I'll stop you right there since I actually wrote a second sentence expressly for the sake of not dismissing the work out of hand. 😉
My first sentence was simply to post the idea that some people seem to have about the work and why it bothers them.

Where is there an issue?

Frankly it's not too hard to see the issue. If some rich guy, who has no problem making money using his resources and privileges - instead decides he'd enjoy making some money by turning homeless drug addicts (or some other group interesting to anybody who isn't poor) into a spectacle - well frankly - that's enormously perverse.

That is why what the photographer does with the images he makes, and how he interacts with his subjects is important to some people. Is he just being self serving and treating them as a freakshow? Or does he have a genuine interest in their well being?
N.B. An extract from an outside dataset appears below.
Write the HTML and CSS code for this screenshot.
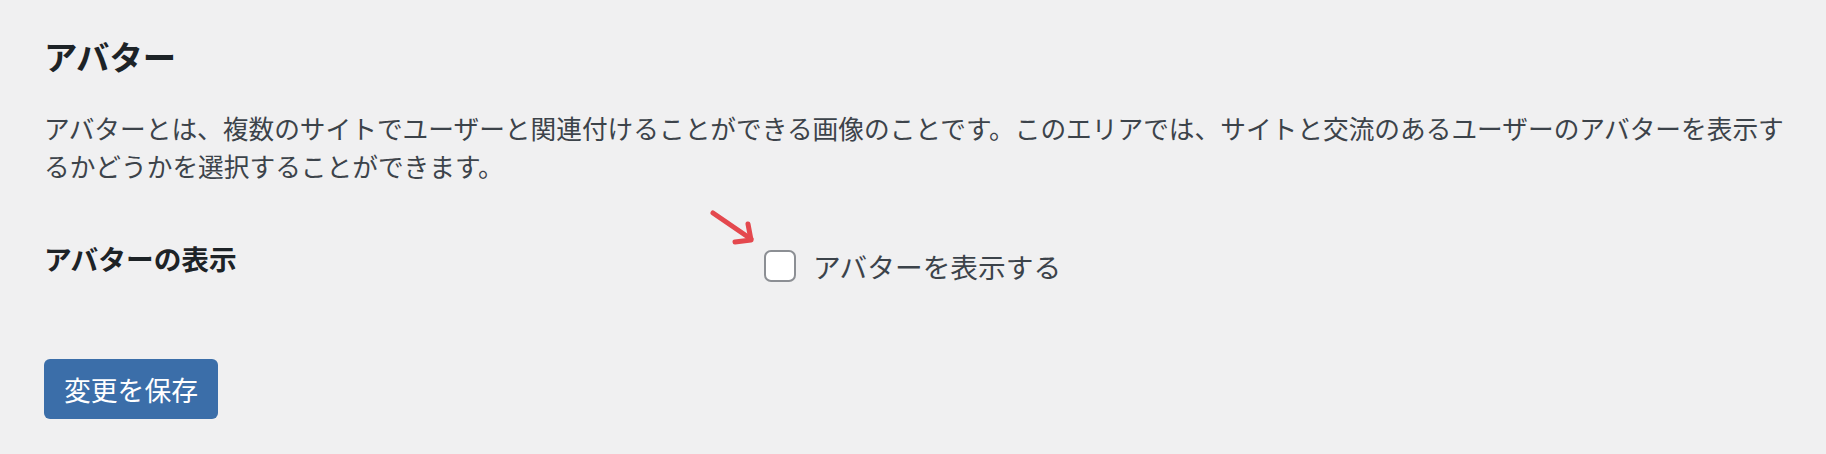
FILE: index.html
```html
<!DOCTYPE html>
<html lang="ja">

<head>
    <meta charset="UTF-8">
    <meta name="viewport" content="width=device-width, initial-scale=1.0">
    <title>アバター設定</title>
    <link rel="stylesheet" href="styles.css">
</head>

<body>
    <div class="wrap">
        <h2 class="title">アバター</h2>
        <p class="desc">アバターとは、複数のサイトでユーザーと関連付けることができる画像のことです。このエリアでは、サイトと交流のあるユーザーのアバターを表示するかどうかを選択することができます。</p>

        <div class="form-row">
            <div class="row-label">アバターの表示</div>
            <div class="row-field">
                <!-- annotation arrow pointing at the checkbox -->
                <svg class="pointer" width="50" height="42" viewBox="0 0 50 42">
                    <path d="M5 7 L43 33" />
                    <path d="M40 18 L43 34 L27 36" />
                </svg>
                <label class="check">
                    <input type="checkbox" id="show_avatars">
                    <span>アバターを表示する</span>
                </label>
            </div>
        </div>

        <button class="button-primary">変更を保存</button>
    </div>
</body>

</html>
```

FILE: styles.css
```css
/* Reset */
body,
h2,
p {
    margin: 0;
    padding: 0;
}

body {
    background-color: #f0f0f1;
    color: #3c434a;
    font-family: "Noto Sans CJK JP", sans-serif;
}

.wrap {
    padding: 36px 20px 40px 44px;
}

/* Section heading */
.title {
    font-size: 33.4px;
    line-height: 40px;
    font-weight: 700;
    color: #1d2327;
}

.desc {
    margin-top: 33px;
    font-size: 25.7px;
    line-height: 38px;
}

/* Settings row */
.form-row {
    display: flex;
    align-items: flex-start;
    margin-top: 55px;
}

.row-label {
    width: 720px;
    flex-shrink: 0;
    font-size: 27.7px;
    line-height: 36px;
    font-weight: 700;
    color: #1d2327;
}

.row-field {
    position: relative;
    padding-top: 8px;
}

.check {
    display: flex;
    align-items: center;
    gap: 17px;
    font-size: 27.7px;
    line-height: 36px;
    color: #3c434a;
}

.check input {
    appearance: none;
    -webkit-appearance: none;
    margin: 0;
    width: 32px;
    height: 32px;
    box-sizing: border-box;
    border: 2px solid #8c8f94;
    border-radius: 7px;
    background-color: #fff;
}

.pointer {
    position: absolute;
    left: -56px;
    top: -34px;
    fill: none;
    stroke: #e4484e;
    stroke-width: 5;
    stroke-linecap: round;
    stroke-linejoin: round;
}

/* Save button */
.button-primary {
    display: block;
    margin-top: 75px;
    height: 60px;
    padding: 0 20px;
    font-family: inherit;
    font-size: 26.8px;
    color: #fff;
    background-color: #3b6ea9;
    border: none;
    border-radius: 6px;
}
```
There have been and continue to be exploitative photographers, so this is not just some "I want to be mad" imaginary problem.
 
i think we can take his word for it that he's well-meaning and genuinely concerned for his subjects' welfare, and that he's trying to show the individuality of his subjects.

on the other hand, that doesn't mean that the photog is not making a spectacle of his subjects, as tunalegs says, and showing them as objects, exotic outcasts, abject "others," typological specimens, and all of the other controversial issues that are part and parcel of photographing the homeless. it is very difficult to break out of one's worldview, which is what i'm looking for whenever i see another photographer of the homeless.